Voraussichtlich muss wieder der Bürger die Zeche zahlen
So könnte das Geld bei der FBB schon bald wieder knapp werden und den Gesellschafter keine andere Wahl bleiben, als erneut den Steuerzahler für das Milliardengrab im märkischen Sand zur Kasse zu bitten. Es dürfe nicht auch noch wegen Finanzfragen weitere Verzögerungen geben, sagt Berlins Regierungschef Müller und deutet damit schon mal an, wie man den Bürgern die nächste Finanzspritze für das desaströse Bauprojekt vermitteln will. In den regionalen Medien wird den Politikern jedenfalls schon mal vorgerechnet, was man in der finanziell ohnehin immer klammen und hoch verschuldeten Hauptstadt mit einer Milliarde Euro alles machen könnte. Zum Beispiel 10 000 Unterkünfte für Familien bauen und unterhalten, um die zunehmende Wohnungsnot etwas zu lindern. Man könnte auch wahlweise 850 Erzieher, 420 Lehrer oder 625 Polizisten einstellen und auf Dauer bezahlen, um für bessere Kinderbetreuung, Bildung oder Sicherheit zu sorgen. Oder 420 S-Bahnen kaufen und alternativ 66 Kilometer Straßenbahn-Strecken bauen, um die Verkehrsprobleme der Stadt zu mindern.

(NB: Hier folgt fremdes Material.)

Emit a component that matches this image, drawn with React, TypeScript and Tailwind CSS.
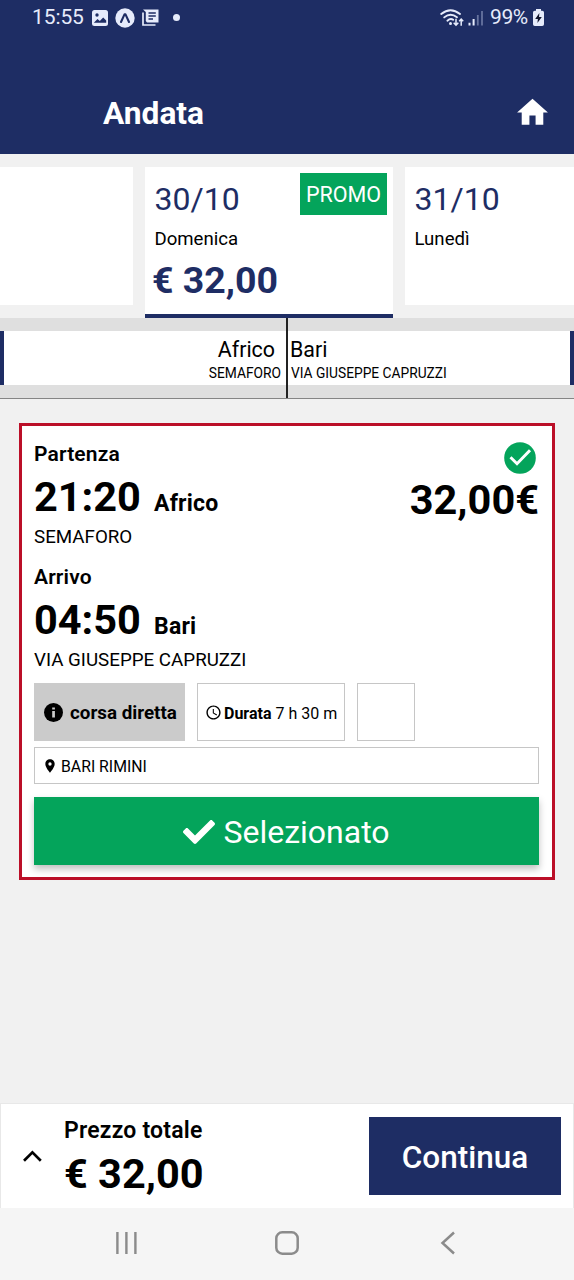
import type { ReactNode } from "react";
import { FaCheck } from "react-icons/fa";
import { MdAccessTime, MdHome, MdLocationOn } from "react-icons/md";

function StatusBar() {
  return (
    <div className="flex h-[35px] items-center pl-[32px] pr-[30px] text-[#e6ebfb]">
      <span className="w-[60px] text-[21px] leading-[35px] tracking-[-0.1px]">15:55</span>
      <svg className="h-[16px] w-[16px] shrink-0" viewBox="0 0 16 16">
        <rect width="16" height="16" rx="2.5" fill="currentColor" />
        <circle cx="5" cy="5" r="1.7" fill="#1e2d64" />
        <path d="M1.8 12.8 5.5 9l2.3 2 3.4-3.6 3 3.2v2.2z" fill="#1e2d64" />
      </svg>
      <svg className="ml-[7px] h-[20px] w-[20px] shrink-0" viewBox="0 0 20 20">
        <circle cx="10" cy="10" r="9.7" fill="currentColor" />
        <path d="M6 14 9.5 6.4h1L14 14" fill="none" stroke="#1e2d64" strokeWidth="2.1" strokeLinecap="round" strokeLinejoin="round" />
      </svg>
      <svg className="ml-[7px] h-[17px] w-[17px] shrink-0" viewBox="0 0 17 17">
        <path d="M1 3.5V16h12.5" fill="none" stroke="currentColor" strokeWidth="1.7" />
        <path d="M1 .5h15.5v13H5L3.8 12V3z" fill="currentColor" />
        <path d="M6.5 4h7.3M6.5 7h7.3M6.5 10h4.5" stroke="#1e2d64" strokeWidth="1.4" />
      </svg>
      <span className="ml-[14px] h-[7px] w-[7px] rounded-full bg-[#e6ebfb]" />
      <svg className="ml-auto h-[18px] w-[24px] shrink-0" viewBox="0 0 24 18">
        <g fill="none" stroke="currentColor" strokeWidth="1.9" strokeLinecap="round">
          <path d="M1.2 5Q10.5-2.6 20 5" />
          <path d="M4.2 8.4Q10.5 3 17 8.2" />
          <path d="M7.4 11.7Q10.5 9 13.2 10.8" />
        </g>
        <circle cx="10.5" cy="14.4" r="1.5" fill="currentColor" />
        <path d="M16 9.7V16m-2.3-2.2L16 16.2l2.3-2.4M21.2 16.7v-6.5m-2 2 2-2.2 2 2.2" fill="none" stroke="currentColor" strokeWidth="1.5" />
      </svg>
      <svg className="ml-[4px] h-[16px] w-[16px] shrink-0" viewBox="0 0 16 16">
        <path d="M1.5 15.5v-2.7M5.6 15.5V9" stroke="currentColor" strokeWidth="2" />
        <path d="M9.8 15.5V5M14 15.5V1" stroke="#66739f" strokeWidth="1.8" />
      </svg>
      <span className="ml-[6px] w-[41px] whitespace-nowrap text-[21px] leading-[35px] tracking-[-0.4px]">99%</span>
      <svg className="ml-[2px] h-[17px] w-[11px] shrink-0" viewBox="0 0 11 17">
        <path d="M3 0h5v1.8h1.3Q11 1.8 11 3.5v11.7q0 1.8-1.8 1.8H1.8Q0 17 0 15.2V3.5q0-1.7 1.7-1.7H3z" fill="currentColor" />
        <path d="M6.4 4 2.2 10h2.7l-.5 4 4.4-6H6z" fill="#10142b" />
      </svg>
    </div>
  );
}

function DayCard({ date, day, children, className }: { date: string; day: string; children?: ReactNode; className: string }) {
  return (
    <div className={`shrink-0 bg-white whitespace-nowrap ${className}`}>
      <div className="h-[48px] pt-[12px] text-[32px] leading-[40px] text-[#1e2d64]">{date}</div>
      <div className="mt-[12px] text-[18.6px] leading-[24px]">{day}</div>
      {children}
    </div>
  );
}

function Stop({ label, time, city, place }: { label: string; time: string; city: string; place: string }) {
  return (
    <div className="h-[123px] whitespace-nowrap">
      <div className="text-[21px] leading-[24px] font-semibold tracking-[0.15px]">{label}</div>
      <div className="mt-[6px] flex items-baseline">
        <span className="w-[120px] text-[41.5px] leading-[50px] font-bold">{time}</span>
        <span className="text-[23px] font-bold tracking-[0.2px]">{city}</span>
      </div>
      <div className="mt-[3px] text-[18.75px] leading-[25px]">{place}</div>
    </div>
  );
}

export default function App() {
  return (
    <div className="flex h-[1280px] w-[574px] flex-col overflow-hidden bg-[#f1f1f1] font-['Roboto',sans-serif] text-black">
      <header className="h-[154px] shrink-0 bg-[#1e2d64]">
        <StatusBar />
        <div className="mt-[53px] flex h-[50px] items-center justify-between pr-[23px] pl-[103px]">
          <h1 className="pt-[2px] text-[31.7px] leading-[50px] font-bold text-white">Andata</h1>
          <MdHome className="mb-[2px] h-[37px] w-[37px] text-white" />
        </div>
      </header>

      <section className="flex h-[164px] shrink-0 items-start gap-[12px] overflow-hidden pt-[13px]">
        <div className="h-[138px] w-[133px] shrink-0 bg-white" />
        <div className="relative shrink-0">
          <DayCard date="30/10" day="Domenica" className="h-[151px] w-[248px] border-b-[4px] border-[#1e2d64] pl-[9.5px]">
            <div className="-ml-[2.5px] mt-[6px] text-[37.5px] leading-[46px] font-bold text-[#1e2d64]">€ 32,00</div>
          </DayCard>
          <span className="absolute top-[6px] right-[6px] h-[42px] w-[87px] bg-[#04a45b] text-center text-[21.5px] leading-[43px] text-white">
            PROMO
          </span>
        </div>
        <DayCard date="31/10" day="Lunedì" className="h-[138px] w-[248px] pl-[9.5px]" />
      </section>

      <section className="flex h-[81px] shrink-0 border-b border-[#858585] bg-[#dfdfdf] whitespace-nowrap">
        <div className="flex w-[288px] border-r-2 border-[#222] py-[13px]">
          <div className="flex-1 border-l-[4px] border-[#1e2d64] bg-white pt-[6px] text-right">
            <div className="pr-[11px] text-[21.4px] leading-[26px]">Africo</div>
            <div className="pr-[5px] text-[13.8px] leading-[20px]">SEMAFORO</div>
          </div>
        </div>
        <div className="flex flex-1 py-[13px]">
          <div className="flex-1 border-r-[4px] border-[#1e2d64] bg-white pt-[6px] pl-[2px]">
            <div className="text-[21.4px] leading-[26px]">Bari</div>
            <div className="pl-px text-[13.75px] leading-[20px]">VIA GIUSEPPE CAPRUZZI</div>
          </div>
        </div>
      </section>

      <main className="mx-[19px] mt-[24px] h-[457px] shrink-0 border-[3px] border-[#bb0f28] bg-white px-[12px] pt-[16px] pr-[13px]">
        <div className="flex justify-between">
          <div>
            <Stop label="Partenza" time="21:20" city="Africo" place="SEMAFORO" />
            <Stop label="Arrivo" time="04:50" city="Bari" place="VIA GIUSEPPE CAPRUZZI" />
          </div>
          <div className="-mt-[0.5px] flex flex-col items-end">
            <svg className="mr-[3px] h-[32px] w-[32px]" viewBox="0 0 32 32">
              <circle cx="16" cy="16" r="15.8" fill="#04a45b" />
              <path d="m6.5 15.3 6.5 6.4L26 8.3" fill="none" stroke="white" strokeWidth="3" />
            </svg>
            <span className="mt-px text-[41.5px] leading-[50px] font-bold">32,00€</span>
          </div>
        </div>
        <div className="-mt-[5px] flex h-[58px] gap-[12px] whitespace-nowrap">
          <div className="flex w-[151px] items-center bg-[#cbcbcb] pl-[10px] text-[18.8px] font-bold">
            <svg className="h-[19px] w-[19px] shrink-0" viewBox="0 0 19 19">
              <circle cx="9.5" cy="9.5" r="9.5" fill="black" />
              <path d="M8.2 4.4h2.7v2.2H8.2zM8.2 8h2.7v6.6H8.2z" fill="#cbcbcb" />
            </svg>
            <span className="ml-[7px] pt-[3px]">corsa diretta</span>
          </div>
          <div className="flex w-[148px] items-center border border-[#c6c6c6] pl-[7px] text-[16px]">
            <MdAccessTime className="mr-[2px] h-[17px] w-[17px] shrink-0" />
            <span className="pt-[3px]">
              <b>Durata</b> 7 h 30 m
            </span>
          </div>
          <div className="w-[58px] border border-[#c6c6c6]" />
        </div>
        <div className="mt-[6px] flex h-[37px] items-center border border-[#c6c6c6] pl-[7px] text-[15.8px]">
          <MdLocationOn className="mr-[3px] h-[16px] w-[16px]" />
          <span className="pt-[3px]">BARI RIMINI</span>
        </div>
        <button className="mt-[13px] flex h-[68px] w-full items-center justify-center gap-[8px] bg-[#04a45b] text-[32px] leading-[68px] text-white shadow-[0_4px_7px_rgba(0,0,0,0.25)]">
          <FaCheck className="mt-px h-[32px] w-[32px]" />
          <span className="pt-px">Selezionato</span>
        </button>
      </main>

      <footer className="mt-auto flex h-[105px] shrink-0 border border-b-0 border-[#e8e8e8] bg-white pr-[12px]">
        <svg className="mt-[46px] ml-[22px] h-[12px] w-[19px]" viewBox="0 0 19 12">
          <path d="m1 10.7 8.4-8.4 8.4 8.4" fill="none" stroke="black" strokeWidth="2.7" />
        </svg>
        <div className="ml-[22px] whitespace-nowrap">
          <div className="mt-[14px] text-[23px] leading-[26px] font-semibold tracking-[0.2px]">Prezzo totale</div>
          <div className="mt-[5px] text-[41.5px] leading-[50px] font-bold">€ 32,00</div>
        </div>
        <button className="mt-[13px] ml-auto h-[78px] w-[192px] bg-[#1e2d64] text-[31.5px] leading-[82px] font-medium text-white">
          Continua
        </button>
      </footer>

      <nav className="flex h-[72px] shrink-0 items-center justify-between bg-[#f5f5f5] px-[115px] pb-[2px] text-[#8b8b8b]">
        <svg className="h-[24px] w-[23px]" viewBox="0 0 23 24">
          <path d="M2.4 1v22M11.4 1v22M20.4 1v22" stroke="currentColor" strokeWidth="2.4" />
        </svg>
        <svg className="-ml-[4px] h-[24px] w-[24px]" viewBox="0 0 24 24">
          <rect x="1.3" y="1.3" width="21.4" height="21.4" rx="6" fill="none" stroke="currentColor" strokeWidth="2.5" />
        </svg>
        <svg className="mr-[3px] h-[24px] w-[16px]" viewBox="0 0 16 24">
          <path d="M14 1.5 2.5 12 14 22.5" fill="none" stroke="currentColor" strokeWidth="2.5" />
        </svg>
      </nav>
    </div>
  );
}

Schon 2015 drohte die Pleite
Die Politiker wissen, dass die Geduld ihrer Wähler erschöpft ist und das fortgesetzte BER-Debakel viele Protagonisten ihre Glaubwürdigkeit gekostet hat. Zu viele Versprechen wurden gebrochen. Erst 2015 benötigte die FBB rund 2,2 Milliarden Euro zusätzlich, schon damals drohte die Pleite. Brüssel stimmte der erneuten direkten Finanzspritze des Staates von 1,1 Milliarden Euro nur unter Auflagen zu, die andere Hälfte wurde über Kredite und Bürgschaften besorgt.

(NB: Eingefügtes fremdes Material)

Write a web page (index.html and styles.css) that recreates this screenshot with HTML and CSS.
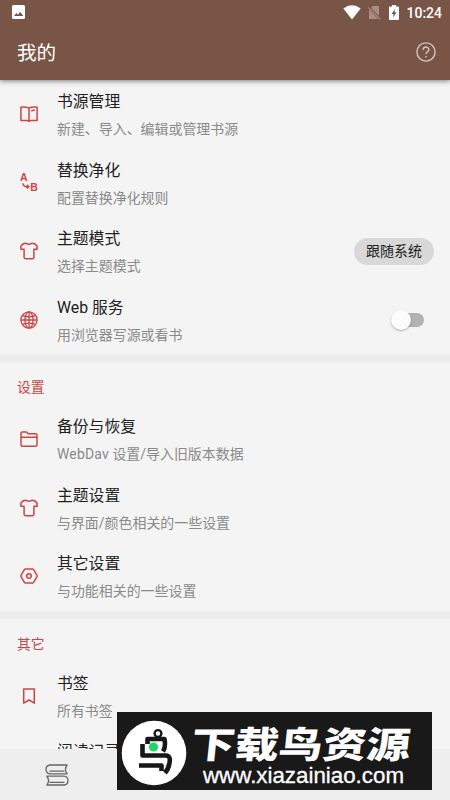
FILE: index.html
```html
<!DOCTYPE html>
<html lang="zh-CN">
<head>
<meta charset="utf-8">
<title>我的</title>
<link rel="stylesheet" href="styles.css">
</head>
<body>
<svg class="defs" width="0" height="0">
  <symbol id="shirt" viewBox="0 0 18 18"><path d="M5.8 1.2Q9 3.5 12.2 1.2Q15.4 1.2 17.1 4.2V7.2H13.9V15.3Q13.9 16.7 12.5 16.7H5.5Q4.1 16.7 4.1 15.3V7.2H.9V4.2Q2.6 1.2 5.8 1.2Z"/></symbol>
</svg>
<div class="app">
  <header class="top">
    <div class="status">
      <svg class="photo" width="13" height="14" viewBox="0 0 13 14"><rect width="13" height="14" rx="1.5" fill="#fff"/><path d="M2 11L4.3 8L6 9.7L8.2 6.8L11.3 11Z" fill="#795548"/></svg>
      <div class="status-right">
        <svg width="18" height="15" viewBox="0 0 18 15"><path d="M.3 3.5Q9-3 17.7 3.5L9 14.5Z" fill="#fff"/></svg>
        <svg class="sim" width="13" height="15" viewBox="0 0 13 15"><path d="M4.5 1H11V11L3.2 3ZM1 4.8L10 14H1Z" fill="#a98d83"/><path d="M.3 2.5L12.2 14.5" stroke="#a98d83" stroke-width="1.2"/></svg>
        <svg class="battery" width="10" height="15" viewBox="0 0 10 15"><path d="M3 0H7V1.5H9Q10 1.5 10 2.5V14Q10 15 9 15H1Q0 15 0 14V2.5Q0 1.5 1 1.5H3Z" fill="#fff"/><path d="M6.2 3.8L2.5 9H4.5L4 12.5L7.6 7.3H5.5Z" fill="#795548"/></svg>
        <span class="time">10:24</span>
      </div>
    </div>
    <div class="bar">
      <h1>我的</h1>
      <svg width="20" height="20" viewBox="0 0 20 20" fill="none" stroke="#d8c6bf" stroke-width="1.4"><circle cx="10" cy="10" r="9.1"/><path d="M7.2 7.8C7.2 4.1 12.8 4.1 12.8 7.7C12.8 9.7 10 9.8 10 12.2"/><path d="M10 14V15.5"/></svg>
    </div>
  </header>

  <main class="list">
    <section class="group">
      <div class="row">
        <svg class="icon" viewBox="0 0 18 18"><path d="M9 3.2Q5.5 1.5 .9 2.2V15.6H7.3L9 16.4L10.7 15.6H17.1V2.2Q12.5 1.5 9 3.2V16.2M11.2 5.8L14.8 5.1"/></svg>
        <div class="text"><div class="name">书源管理</div><div class="desc">新建、导入、编辑或管理书源</div></div>
      </div>
      <div class="row">
        <svg class="icon letters" viewBox="0 0 18 18"><text x="0" y="7">A</text><text x="10.2" y="17">B</text><path d="M2.8 9.3Q3.3 13 8.3 12.8M6.7 10.8L9 12.8L6.7 14.3"/></svg>
        <div class="text"><div class="name">替换净化</div><div class="desc">配置替换净化规则</div></div>
      </div>
      <div class="row">
        <svg class="icon"><use href="#shirt"/></svg>
        <div class="text"><div class="name">主题模式</div><div class="desc">选择主题模式</div></div>
        <span class="chip">跟随系统</span>
      </div>
      <div class="row">
        <svg class="icon globe" viewBox="0 0 18 18"><circle cx="9" cy="9" r="8.1"/><ellipse cx="9" cy="9" rx="4.1" ry="8.1"/><path d="M9 1V17M1 9H17M2.5 4.7Q9 7 15.5 4.7M2.5 13.3Q9 11 15.5 13.3"/></svg>
        <div class="text"><div class="name">Web 服务</div><div class="desc">用浏览器写源或看书</div></div>
        <span class="switch"></span>
      </div>
    </section>
    <section class="group">
      <h2>设置</h2>
      <div class="row">
        <svg class="icon" viewBox="0 0 18 18"><path d="M1 14.7V3.2Q1 1.9 2.3 1.9H6.3L8.2 3.8H15.6Q17 3.8 17 5.2V14.7Q17 16.2 15.6 16.2H2.4Q1 16.2 1 14.7ZM1 7.2H17"/></svg>
        <div class="text"><div class="name">备份与恢复</div><div class="desc"><span class="latin">WebDav</span> 设置/导入旧版本数据</div></div>
      </div>
      <div class="row">
        <svg class="icon"><use href="#shirt"/></svg>
        <div class="text"><div class="name">主题设置</div><div class="desc">与界面/颜色相关的一些设置</div></div>
      </div>
      <div class="row">
        <svg class="icon" viewBox="0 0 18 18"><path d="M5.5 1.9H12.5Q13.2 1.9 13.6 2.6L17 8.3Q17.3 9 17 9.7L13.6 15.4Q13.2 16.1 12.5 16.1H5.5Q4.8 16.1 4.4 15.4L1 9.7Q.7 9 1 8.3L4.4 2.6Q4.8 1.9 5.5 1.9Z"/><circle cx="9" cy="9" r="2.3"/></svg>
        <div class="text"><div class="name">其它设置</div><div class="desc">与功能相关的一些设置</div></div>
      </div>
    </section>
    <section class="group">
      <h2>其它</h2>
      <div class="row">
        <svg class="icon" viewBox="0 0 18 18"><path d="M3.7 1.9H14.3V16.2L9 13L3.7 16.2Z"/></svg>
        <div class="text"><div class="name">书签</div><div class="desc">所有书签</div></div>
      </div>
      <div class="row">
        <span class="icon"></span>
        <div class="text"><div class="name">阅读记录</div></div>
      </div>
    </section>
  </main>

  <nav class="tabs">
    <svg width="24" height="22" viewBox="0 0 24 22" fill="none" stroke="#666" stroke-width="1.3"><path d="M22.5 1H5Q1 1.5 1 5.2Q1 9.4 5 9.8H22.5M22.3 1Q18.5 5.4 22.3 9.8M4.5 7.2H19.5M1.5 12.2H19Q23 12.6 23 16.4Q23 20.5 19 21H1.5M1.7 12.2Q5.5 16.5 1.7 21M4.5 18.3H19.5"/></svg>
  </nav>

  <aside class="watermark">
    <svg class="bird" width="66" height="66" viewBox="0 0 66 66"><circle cx="33" cy="33" r="32.3" fill="#fff"/><g fill="none" stroke="#171717" stroke-width="4.6" stroke-linejoin="round"><circle cx="37" cy="13.5" r="3.4" stroke-width="2.4"/><path d="M26.5 24V19H43.5Q45 27 42 31.5M21.5 24V35.5H45Q50 36 48.5 43Q47.5 49 44 53M18 45.5H40.5V51"/></g><circle cx="32.5" cy="27" r="4.6" fill="#20d767"/></svg>
    <svg class="brand" width="240" height="78" viewBox="0 0 240 78">
      <text class="brand-name" x="0" y="0" textLength="219" lengthAdjust="spacingAndGlyphs" transform="translate(3 46) skewX(-6) scale(1 .87)">下载鸟资源</text>
      <text class="site" x="16" y="70.5" textLength="201" lengthAdjust="spacingAndGlyphs">www.xiazainiao.com</text>
    </svg>
  </aside>
</div>
</body>
</html>
```

FILE: styles.css
```css
* { box-sizing: border-box; }
body { margin: 0; font-family: Roboto, "Noto Sans CJK SC", sans-serif; background: #f4f4f4; color: #212121; }
.defs { position: absolute; }
.app { position: relative; width: 450px; height: 800px; display: flex; flex-direction: column; overflow: hidden; }
svg { flex: none; }

.top { flex: none; height: 80px; background: #795548; color: #fff; box-shadow: 0 1px 5px rgba(0,0,0,.5); z-index: 1; }
.status { height: 24px; padding: 0 8px 0 12px; display: flex; align-items: center; justify-content: space-between; }
.status-right { display: flex; align-items: center; }
.sim { margin-left: 7px; }
.battery { margin-left: 8px; }
.time { margin-left: 7px; padding-top: 1px; font-size: 14px; line-height: 24px; font-weight: 500; }
.bar { height: 56px; padding: 0 14px 0 17px; display: flex; align-items: center; justify-content: space-between; }
h1 { margin: 0; padding-top: 3px; font-size: 19.6px; line-height: 28px; font-weight: 400; }

.list { flex: 1; min-height: 0; overflow: hidden; }
.group + .group { border-top: 8px solid #ececec; }
h2 { margin: 0; height: 43px; padding: 15px 17px 0; font-size: 13.8px; line-height: 20px; font-weight: 400; color: #cb4644; }
.row { height: 68.5px; padding: 0 16px 0 19.5px; display: flex; align-items: center; }
.icon { width: 18px; height: 18px; flex: none; overflow: visible; fill: none; stroke: #cb4644; stroke-width: 1.5; stroke-linejoin: round; }
.letters text { font: bold 10.5px "Liberation Sans", sans-serif; fill: #cb4644; stroke: none; }
.globe { stroke-width: 1.3; }
.text { flex: 1; align-self: flex-start; margin-left: 19.5px; padding-top: 8px; }
.name { font-size: 15.8px; line-height: 27px; }
.desc { font-size: 13.95px; line-height: 28px; color: #8a8a8a; }
.latin { letter-spacing: .2px; }
.chip { width: 80px; height: 27px; border-radius: 14px; background: #d8d8d8; text-align: center; font-size: 14px; line-height: 27px; }
.switch { position: relative; width: 27px; height: 14px; margin-right: 10px; border-radius: 7px; background: #b2b2b2; }
.switch::before { content: ""; position: absolute; left: -6px; top: -3px; width: 20px; height: 20px; border-radius: 50%; background: #fcfcfc; box-shadow: 0 1px 2px rgba(0,0,0,.3); }

.tabs { flex: none; height: 51px; background: #eee; padding: 0 45px; display: flex; align-items: center; }

.watermark { position: absolute; left: 117px; top: 712px; width: 315px; height: 78px; background: #191919; display: flex; align-items: center; padding-left: 4px; overflow: hidden; }
.bird { margin-top: 3px; }
.brand-name { font: 900 42px "Noto Sans CJK SC", sans-serif; fill: #fff; }
.site { font: 21.5px "Liberation Sans", sans-serif; fill: #fff; stroke: #fff; stroke-width: .3; }
```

Im Jahr 2014 räumte der damalige Flughafen-Chef Hartmut Mehdorn vor dem Sonderausschuss in Potsdamer Landtag ein, dass jedes Jahr Verzögerung beim BER 360 Millionen Euro koste – also fast eine Million Euro pro Tag. Insofern passen die erneuten Mehrkosten von womöglich einer Milliarde Euro für weitere knapp drei Jahre Verzug ins Bild und könnten am Ende eher noch höher ausfallen.